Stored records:
☆ ☆ ☆ ☆ ☆ ☆ ☆
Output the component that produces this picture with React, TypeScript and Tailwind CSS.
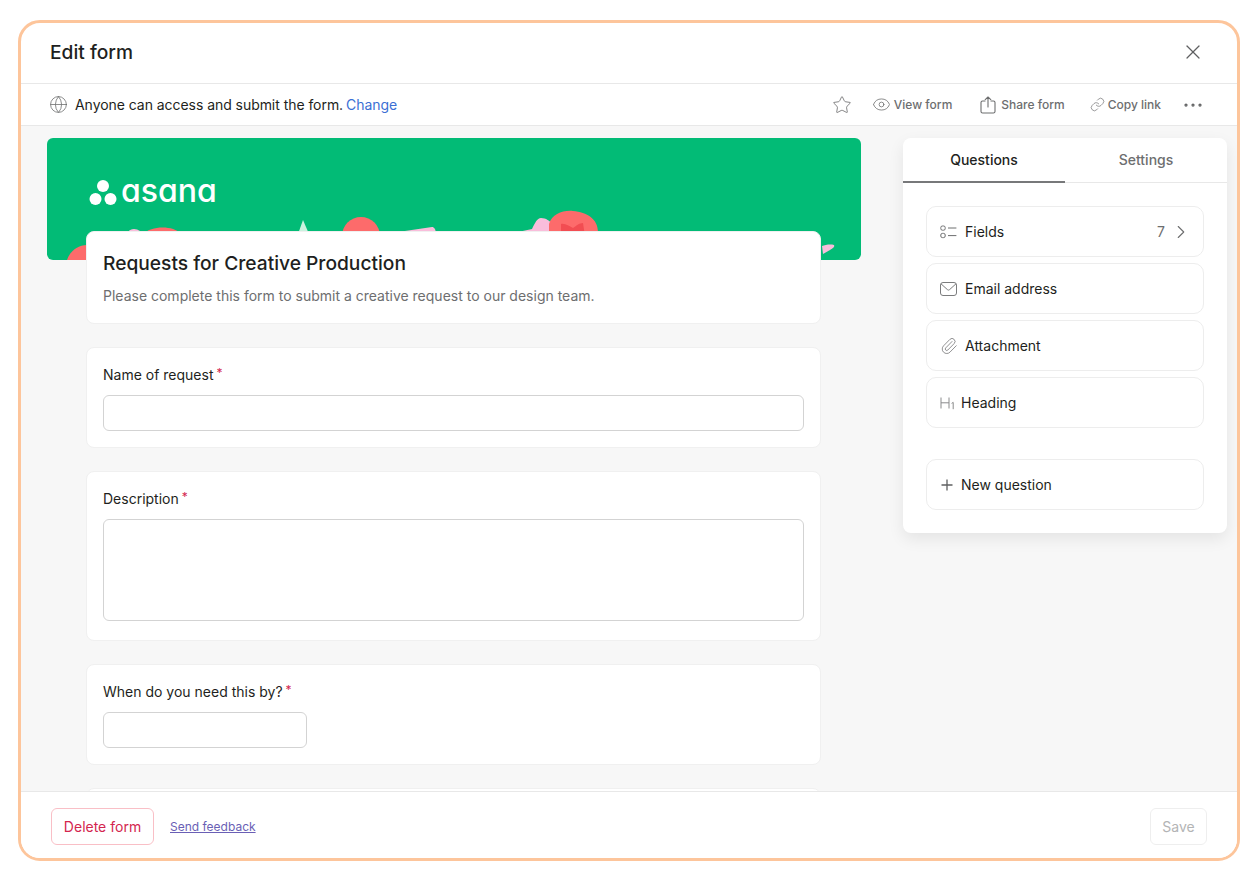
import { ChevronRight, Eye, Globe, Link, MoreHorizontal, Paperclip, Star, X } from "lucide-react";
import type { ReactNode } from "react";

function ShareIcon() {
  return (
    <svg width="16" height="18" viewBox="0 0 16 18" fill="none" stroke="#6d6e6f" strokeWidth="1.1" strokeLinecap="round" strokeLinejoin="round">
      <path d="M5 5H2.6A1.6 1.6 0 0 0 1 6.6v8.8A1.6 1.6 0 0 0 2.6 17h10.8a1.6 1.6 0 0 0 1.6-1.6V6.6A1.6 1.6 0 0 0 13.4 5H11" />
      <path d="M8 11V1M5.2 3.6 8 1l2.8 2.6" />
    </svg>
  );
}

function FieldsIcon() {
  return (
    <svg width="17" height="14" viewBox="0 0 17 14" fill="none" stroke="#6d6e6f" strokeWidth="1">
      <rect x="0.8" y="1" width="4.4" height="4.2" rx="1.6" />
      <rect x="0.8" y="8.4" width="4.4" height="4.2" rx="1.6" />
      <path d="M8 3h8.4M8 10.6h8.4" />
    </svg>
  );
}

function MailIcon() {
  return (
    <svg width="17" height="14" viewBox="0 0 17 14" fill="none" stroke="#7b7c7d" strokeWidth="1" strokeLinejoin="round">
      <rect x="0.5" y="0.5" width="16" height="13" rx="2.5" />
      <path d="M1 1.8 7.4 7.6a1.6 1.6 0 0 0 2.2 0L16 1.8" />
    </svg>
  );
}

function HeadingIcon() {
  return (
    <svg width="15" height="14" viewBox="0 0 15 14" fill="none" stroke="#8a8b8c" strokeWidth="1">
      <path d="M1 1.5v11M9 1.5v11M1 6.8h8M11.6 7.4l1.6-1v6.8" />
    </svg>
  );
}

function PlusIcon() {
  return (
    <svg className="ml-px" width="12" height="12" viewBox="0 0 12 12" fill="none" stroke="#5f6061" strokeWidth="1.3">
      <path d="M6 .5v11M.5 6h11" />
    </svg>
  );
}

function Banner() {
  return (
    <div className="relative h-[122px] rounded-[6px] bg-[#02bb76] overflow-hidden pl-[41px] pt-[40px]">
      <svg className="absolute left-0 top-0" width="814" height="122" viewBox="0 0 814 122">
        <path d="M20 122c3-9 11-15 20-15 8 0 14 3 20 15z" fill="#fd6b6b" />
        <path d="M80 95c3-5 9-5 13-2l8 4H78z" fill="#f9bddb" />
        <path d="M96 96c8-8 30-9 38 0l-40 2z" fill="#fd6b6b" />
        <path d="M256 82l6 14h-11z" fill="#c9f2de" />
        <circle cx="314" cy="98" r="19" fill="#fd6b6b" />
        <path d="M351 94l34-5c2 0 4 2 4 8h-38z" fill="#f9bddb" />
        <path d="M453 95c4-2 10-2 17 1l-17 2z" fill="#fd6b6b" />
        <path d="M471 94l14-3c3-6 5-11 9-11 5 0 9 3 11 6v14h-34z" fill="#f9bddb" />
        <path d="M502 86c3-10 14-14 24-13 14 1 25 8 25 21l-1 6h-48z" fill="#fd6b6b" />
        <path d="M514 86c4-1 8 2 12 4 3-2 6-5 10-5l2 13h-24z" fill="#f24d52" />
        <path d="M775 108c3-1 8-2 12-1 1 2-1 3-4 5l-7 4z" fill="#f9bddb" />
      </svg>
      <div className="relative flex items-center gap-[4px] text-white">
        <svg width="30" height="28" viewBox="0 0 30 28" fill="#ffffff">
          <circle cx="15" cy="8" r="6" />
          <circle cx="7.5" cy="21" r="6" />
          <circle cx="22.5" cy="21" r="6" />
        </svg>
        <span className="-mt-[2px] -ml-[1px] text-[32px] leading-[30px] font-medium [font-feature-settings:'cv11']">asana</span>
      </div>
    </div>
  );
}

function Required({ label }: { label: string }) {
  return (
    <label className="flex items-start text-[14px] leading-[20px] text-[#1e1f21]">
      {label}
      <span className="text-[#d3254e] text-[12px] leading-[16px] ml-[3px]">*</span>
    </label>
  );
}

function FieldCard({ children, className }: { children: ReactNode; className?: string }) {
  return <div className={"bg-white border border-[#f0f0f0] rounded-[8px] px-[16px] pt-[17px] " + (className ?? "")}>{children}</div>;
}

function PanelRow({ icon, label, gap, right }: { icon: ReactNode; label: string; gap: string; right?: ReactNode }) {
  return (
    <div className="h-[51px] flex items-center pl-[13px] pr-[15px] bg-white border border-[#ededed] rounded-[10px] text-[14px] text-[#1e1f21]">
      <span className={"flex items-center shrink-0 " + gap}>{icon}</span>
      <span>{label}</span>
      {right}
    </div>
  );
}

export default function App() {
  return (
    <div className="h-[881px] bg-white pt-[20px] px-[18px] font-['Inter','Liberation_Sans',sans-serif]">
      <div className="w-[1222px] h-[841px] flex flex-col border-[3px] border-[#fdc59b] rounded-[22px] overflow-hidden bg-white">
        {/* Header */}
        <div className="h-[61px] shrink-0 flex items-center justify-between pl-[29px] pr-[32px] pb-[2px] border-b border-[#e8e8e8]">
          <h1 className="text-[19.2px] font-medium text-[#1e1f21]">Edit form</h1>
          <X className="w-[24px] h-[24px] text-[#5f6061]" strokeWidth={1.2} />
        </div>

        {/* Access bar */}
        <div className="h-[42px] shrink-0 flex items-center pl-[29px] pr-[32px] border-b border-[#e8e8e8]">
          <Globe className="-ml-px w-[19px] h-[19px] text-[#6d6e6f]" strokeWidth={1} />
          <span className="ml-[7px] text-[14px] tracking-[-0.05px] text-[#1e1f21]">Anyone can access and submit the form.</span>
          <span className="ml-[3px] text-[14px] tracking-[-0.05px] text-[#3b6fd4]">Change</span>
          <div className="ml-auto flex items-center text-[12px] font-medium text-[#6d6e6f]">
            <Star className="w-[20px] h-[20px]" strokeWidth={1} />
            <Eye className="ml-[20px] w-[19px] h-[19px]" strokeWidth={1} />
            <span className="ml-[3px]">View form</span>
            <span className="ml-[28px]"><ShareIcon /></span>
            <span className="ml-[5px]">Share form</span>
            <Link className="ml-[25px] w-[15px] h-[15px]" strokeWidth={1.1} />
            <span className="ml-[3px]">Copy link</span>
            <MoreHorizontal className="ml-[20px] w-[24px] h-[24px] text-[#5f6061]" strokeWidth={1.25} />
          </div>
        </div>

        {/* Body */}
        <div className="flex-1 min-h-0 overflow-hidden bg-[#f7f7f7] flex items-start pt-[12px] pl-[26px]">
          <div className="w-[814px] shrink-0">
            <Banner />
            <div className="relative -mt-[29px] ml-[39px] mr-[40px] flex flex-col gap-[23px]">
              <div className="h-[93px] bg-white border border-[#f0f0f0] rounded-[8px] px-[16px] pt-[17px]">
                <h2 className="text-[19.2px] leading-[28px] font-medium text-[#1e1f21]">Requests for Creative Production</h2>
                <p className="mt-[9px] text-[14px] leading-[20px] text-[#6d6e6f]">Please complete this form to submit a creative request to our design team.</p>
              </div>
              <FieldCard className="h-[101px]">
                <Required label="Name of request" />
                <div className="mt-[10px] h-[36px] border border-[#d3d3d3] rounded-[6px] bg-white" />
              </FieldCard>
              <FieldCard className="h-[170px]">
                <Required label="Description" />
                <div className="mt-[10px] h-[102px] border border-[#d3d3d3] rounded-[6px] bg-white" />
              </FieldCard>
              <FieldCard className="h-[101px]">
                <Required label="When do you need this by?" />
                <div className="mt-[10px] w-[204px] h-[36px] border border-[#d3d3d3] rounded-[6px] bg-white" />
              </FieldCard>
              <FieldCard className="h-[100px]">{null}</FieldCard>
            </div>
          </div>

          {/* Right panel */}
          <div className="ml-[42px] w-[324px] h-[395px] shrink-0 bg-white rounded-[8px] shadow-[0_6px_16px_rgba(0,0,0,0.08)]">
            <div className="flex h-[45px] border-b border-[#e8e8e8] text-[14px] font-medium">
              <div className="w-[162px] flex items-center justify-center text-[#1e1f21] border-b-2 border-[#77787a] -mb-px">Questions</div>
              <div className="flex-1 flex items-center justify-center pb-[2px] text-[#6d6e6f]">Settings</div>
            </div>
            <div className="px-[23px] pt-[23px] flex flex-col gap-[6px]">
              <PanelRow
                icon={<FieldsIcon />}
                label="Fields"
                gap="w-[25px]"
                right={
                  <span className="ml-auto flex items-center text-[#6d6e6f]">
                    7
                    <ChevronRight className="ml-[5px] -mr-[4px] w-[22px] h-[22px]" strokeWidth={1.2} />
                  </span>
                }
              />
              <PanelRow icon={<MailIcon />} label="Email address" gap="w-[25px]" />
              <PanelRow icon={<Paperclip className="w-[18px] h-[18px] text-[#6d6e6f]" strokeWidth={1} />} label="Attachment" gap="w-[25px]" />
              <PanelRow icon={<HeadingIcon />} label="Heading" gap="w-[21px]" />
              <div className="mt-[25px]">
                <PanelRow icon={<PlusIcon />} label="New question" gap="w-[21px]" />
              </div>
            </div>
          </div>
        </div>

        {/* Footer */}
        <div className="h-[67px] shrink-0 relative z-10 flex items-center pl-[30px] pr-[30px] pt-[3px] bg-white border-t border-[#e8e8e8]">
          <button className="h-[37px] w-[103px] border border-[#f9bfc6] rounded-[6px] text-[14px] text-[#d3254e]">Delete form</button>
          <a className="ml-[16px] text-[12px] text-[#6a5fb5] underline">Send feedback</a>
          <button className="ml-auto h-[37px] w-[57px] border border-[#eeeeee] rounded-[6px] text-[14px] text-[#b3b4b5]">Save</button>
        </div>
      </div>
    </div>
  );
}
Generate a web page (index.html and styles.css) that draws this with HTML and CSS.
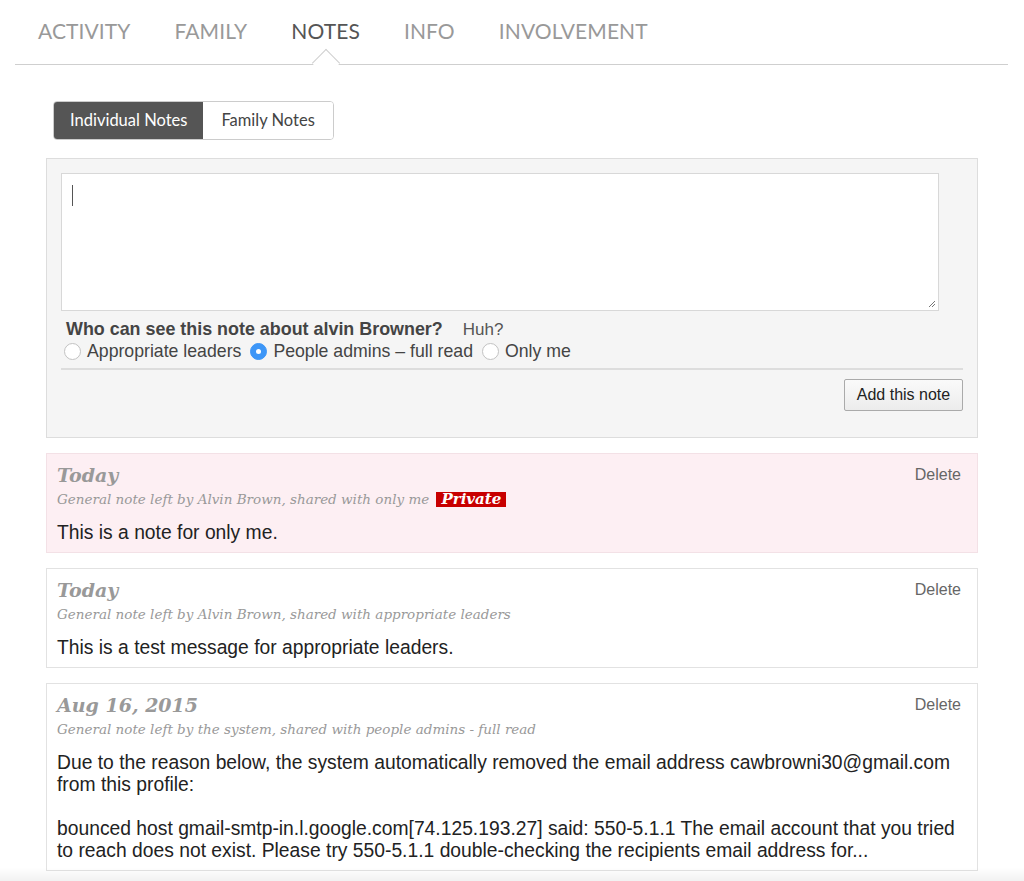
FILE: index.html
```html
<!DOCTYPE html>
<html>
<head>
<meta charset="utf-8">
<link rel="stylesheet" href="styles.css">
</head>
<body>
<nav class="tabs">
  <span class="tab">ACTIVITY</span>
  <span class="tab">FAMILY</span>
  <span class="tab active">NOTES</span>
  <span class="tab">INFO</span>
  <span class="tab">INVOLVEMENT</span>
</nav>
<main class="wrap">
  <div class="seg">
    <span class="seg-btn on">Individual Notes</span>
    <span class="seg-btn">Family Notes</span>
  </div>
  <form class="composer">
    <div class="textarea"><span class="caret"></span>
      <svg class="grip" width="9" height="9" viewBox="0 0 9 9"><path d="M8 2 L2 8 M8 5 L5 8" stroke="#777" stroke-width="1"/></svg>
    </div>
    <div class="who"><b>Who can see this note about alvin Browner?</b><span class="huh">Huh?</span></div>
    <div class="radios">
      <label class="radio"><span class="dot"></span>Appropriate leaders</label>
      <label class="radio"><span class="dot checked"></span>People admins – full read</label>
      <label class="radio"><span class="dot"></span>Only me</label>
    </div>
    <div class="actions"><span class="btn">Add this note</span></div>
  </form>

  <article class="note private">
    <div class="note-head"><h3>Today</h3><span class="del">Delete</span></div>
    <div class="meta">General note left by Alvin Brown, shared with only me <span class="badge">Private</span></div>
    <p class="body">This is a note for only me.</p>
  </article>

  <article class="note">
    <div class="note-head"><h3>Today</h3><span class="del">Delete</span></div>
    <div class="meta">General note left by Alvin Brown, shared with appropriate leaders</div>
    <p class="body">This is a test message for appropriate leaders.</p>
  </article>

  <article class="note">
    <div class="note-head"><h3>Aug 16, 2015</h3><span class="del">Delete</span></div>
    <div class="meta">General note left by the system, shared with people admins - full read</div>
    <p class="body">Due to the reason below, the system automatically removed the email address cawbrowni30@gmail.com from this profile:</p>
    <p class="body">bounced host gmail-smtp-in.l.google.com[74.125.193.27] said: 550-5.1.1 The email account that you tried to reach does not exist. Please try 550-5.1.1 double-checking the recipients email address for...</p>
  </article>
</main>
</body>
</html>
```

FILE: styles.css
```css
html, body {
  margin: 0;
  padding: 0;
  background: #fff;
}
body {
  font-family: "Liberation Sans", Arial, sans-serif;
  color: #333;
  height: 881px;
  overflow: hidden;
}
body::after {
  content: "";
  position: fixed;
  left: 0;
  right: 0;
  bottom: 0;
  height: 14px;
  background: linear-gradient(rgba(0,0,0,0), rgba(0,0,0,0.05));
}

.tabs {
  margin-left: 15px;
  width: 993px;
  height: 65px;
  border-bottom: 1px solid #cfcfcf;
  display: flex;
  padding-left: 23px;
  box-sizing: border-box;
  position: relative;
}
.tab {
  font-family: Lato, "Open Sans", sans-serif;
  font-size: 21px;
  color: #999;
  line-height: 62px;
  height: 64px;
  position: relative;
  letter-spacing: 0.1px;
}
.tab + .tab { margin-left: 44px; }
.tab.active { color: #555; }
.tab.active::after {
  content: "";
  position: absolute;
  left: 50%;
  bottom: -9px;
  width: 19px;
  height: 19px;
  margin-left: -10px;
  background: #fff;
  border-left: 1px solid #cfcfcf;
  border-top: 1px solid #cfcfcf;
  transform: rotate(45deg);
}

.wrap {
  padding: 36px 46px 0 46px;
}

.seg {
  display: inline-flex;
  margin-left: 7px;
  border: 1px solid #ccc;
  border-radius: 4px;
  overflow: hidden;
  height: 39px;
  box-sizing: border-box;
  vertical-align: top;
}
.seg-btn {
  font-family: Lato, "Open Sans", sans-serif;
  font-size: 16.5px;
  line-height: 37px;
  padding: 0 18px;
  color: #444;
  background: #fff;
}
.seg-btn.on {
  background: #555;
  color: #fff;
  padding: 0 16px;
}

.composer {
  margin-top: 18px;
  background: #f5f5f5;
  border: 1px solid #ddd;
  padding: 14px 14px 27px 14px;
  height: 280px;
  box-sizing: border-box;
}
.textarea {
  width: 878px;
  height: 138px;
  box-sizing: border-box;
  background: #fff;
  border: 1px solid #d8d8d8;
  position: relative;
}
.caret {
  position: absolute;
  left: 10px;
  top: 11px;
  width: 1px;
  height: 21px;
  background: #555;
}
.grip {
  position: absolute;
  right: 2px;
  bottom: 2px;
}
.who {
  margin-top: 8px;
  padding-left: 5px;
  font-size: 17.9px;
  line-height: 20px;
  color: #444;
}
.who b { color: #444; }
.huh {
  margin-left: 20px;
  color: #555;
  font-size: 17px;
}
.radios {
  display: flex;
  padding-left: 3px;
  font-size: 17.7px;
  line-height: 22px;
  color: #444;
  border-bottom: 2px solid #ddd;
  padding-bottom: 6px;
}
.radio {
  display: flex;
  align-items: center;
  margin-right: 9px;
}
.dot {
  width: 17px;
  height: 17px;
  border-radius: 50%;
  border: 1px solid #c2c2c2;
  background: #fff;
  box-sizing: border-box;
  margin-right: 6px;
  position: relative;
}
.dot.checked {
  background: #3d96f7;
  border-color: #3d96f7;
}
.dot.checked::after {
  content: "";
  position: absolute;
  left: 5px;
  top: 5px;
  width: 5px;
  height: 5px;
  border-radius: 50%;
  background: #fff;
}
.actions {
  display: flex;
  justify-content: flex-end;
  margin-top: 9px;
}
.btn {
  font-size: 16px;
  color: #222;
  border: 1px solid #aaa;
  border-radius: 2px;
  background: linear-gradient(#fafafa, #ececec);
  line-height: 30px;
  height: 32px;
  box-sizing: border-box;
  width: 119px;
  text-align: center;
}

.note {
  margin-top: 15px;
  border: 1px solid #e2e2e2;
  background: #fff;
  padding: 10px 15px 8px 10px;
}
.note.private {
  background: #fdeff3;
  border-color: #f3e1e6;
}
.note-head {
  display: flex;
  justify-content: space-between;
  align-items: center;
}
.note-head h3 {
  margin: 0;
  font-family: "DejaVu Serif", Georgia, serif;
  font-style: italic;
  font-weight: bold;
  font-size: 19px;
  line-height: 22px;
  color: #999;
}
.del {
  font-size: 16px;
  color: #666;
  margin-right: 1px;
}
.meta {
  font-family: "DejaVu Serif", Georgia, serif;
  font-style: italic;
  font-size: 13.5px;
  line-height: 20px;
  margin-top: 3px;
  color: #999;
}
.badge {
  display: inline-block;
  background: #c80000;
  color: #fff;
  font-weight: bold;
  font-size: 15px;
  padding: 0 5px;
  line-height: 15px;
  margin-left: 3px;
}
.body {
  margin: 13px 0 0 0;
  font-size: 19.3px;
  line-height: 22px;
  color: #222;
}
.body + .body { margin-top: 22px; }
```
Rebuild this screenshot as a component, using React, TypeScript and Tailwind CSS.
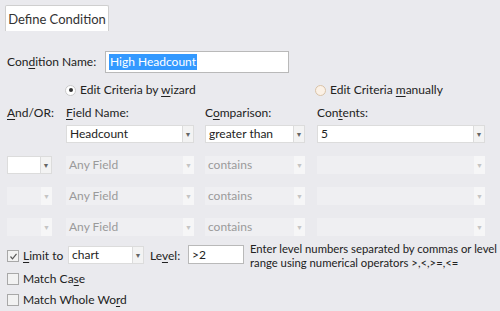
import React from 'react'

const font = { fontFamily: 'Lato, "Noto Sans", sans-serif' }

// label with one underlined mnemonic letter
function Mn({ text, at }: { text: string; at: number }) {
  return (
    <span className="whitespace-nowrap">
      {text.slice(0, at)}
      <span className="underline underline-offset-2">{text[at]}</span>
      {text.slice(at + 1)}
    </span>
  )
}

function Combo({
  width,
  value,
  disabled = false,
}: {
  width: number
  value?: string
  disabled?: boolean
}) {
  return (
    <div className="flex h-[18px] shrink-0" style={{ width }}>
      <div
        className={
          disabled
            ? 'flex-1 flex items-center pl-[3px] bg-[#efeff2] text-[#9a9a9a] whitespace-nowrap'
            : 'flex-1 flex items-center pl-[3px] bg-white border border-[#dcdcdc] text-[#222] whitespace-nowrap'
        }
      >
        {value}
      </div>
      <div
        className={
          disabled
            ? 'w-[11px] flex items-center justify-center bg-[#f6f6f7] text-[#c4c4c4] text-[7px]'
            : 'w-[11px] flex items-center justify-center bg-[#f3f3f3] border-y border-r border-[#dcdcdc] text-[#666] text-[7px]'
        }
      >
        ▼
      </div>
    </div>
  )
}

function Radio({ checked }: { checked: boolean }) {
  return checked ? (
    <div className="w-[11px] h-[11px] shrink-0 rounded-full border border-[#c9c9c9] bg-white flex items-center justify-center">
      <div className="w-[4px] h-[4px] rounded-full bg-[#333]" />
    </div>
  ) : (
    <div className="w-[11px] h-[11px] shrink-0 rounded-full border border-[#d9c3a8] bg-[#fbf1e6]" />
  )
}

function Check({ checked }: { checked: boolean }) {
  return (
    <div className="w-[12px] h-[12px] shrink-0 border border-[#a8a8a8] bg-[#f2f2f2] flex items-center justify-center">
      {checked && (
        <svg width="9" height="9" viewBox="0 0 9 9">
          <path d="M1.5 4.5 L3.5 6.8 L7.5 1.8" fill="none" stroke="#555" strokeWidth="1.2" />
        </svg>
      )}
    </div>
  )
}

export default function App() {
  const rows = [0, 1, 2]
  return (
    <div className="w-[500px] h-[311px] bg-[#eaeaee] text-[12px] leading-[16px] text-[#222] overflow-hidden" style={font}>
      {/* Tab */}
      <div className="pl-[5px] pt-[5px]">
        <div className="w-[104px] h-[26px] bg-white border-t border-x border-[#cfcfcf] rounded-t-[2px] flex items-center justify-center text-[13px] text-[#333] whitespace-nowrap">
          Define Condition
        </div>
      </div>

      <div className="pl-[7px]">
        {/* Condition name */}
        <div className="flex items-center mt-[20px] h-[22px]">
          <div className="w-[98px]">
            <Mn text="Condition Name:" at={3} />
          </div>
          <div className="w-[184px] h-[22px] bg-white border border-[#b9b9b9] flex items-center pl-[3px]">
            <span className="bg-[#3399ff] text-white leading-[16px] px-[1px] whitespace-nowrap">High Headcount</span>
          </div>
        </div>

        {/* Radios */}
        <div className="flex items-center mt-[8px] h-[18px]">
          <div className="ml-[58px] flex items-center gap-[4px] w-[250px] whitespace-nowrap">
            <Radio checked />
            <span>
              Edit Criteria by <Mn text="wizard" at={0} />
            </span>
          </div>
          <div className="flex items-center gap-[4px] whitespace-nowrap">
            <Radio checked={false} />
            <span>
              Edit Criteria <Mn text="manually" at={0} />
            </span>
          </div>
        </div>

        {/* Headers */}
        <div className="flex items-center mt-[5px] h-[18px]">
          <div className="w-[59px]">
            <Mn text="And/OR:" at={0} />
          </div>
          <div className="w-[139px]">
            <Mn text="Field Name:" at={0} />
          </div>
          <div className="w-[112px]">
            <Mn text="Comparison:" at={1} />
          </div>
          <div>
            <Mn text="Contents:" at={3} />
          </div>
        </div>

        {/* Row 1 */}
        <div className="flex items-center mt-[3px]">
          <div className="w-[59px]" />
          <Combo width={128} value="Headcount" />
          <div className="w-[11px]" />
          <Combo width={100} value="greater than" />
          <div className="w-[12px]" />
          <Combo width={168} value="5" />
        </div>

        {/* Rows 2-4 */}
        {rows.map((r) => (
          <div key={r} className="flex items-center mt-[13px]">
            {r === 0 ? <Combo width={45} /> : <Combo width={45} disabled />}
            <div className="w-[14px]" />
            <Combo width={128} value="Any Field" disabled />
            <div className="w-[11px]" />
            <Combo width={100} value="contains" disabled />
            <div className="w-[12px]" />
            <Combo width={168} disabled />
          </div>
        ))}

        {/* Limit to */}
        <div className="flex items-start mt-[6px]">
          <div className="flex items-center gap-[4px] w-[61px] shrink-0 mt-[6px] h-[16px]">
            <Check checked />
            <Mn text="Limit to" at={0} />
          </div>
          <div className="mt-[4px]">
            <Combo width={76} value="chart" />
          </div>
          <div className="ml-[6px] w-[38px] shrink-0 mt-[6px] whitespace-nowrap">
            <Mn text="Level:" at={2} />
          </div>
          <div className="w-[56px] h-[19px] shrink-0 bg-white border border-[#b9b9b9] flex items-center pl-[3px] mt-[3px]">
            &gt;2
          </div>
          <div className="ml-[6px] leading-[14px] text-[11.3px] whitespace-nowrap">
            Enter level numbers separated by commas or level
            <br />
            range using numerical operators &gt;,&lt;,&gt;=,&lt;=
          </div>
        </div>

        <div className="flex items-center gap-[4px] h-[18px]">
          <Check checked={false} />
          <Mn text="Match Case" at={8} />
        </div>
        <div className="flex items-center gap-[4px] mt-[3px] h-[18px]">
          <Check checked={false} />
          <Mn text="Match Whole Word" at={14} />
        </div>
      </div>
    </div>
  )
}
☆ ☆ ☆ ☆ ☆ ☆ ☆
Each line that holds the word "TypeScript" is to be copied.

*Correct response*
Output the component that produces this picture with React, TypeScript and Tailwind CSS.
Rebuild this screenshot as a component, using React, TypeScript and Tailwind CSS.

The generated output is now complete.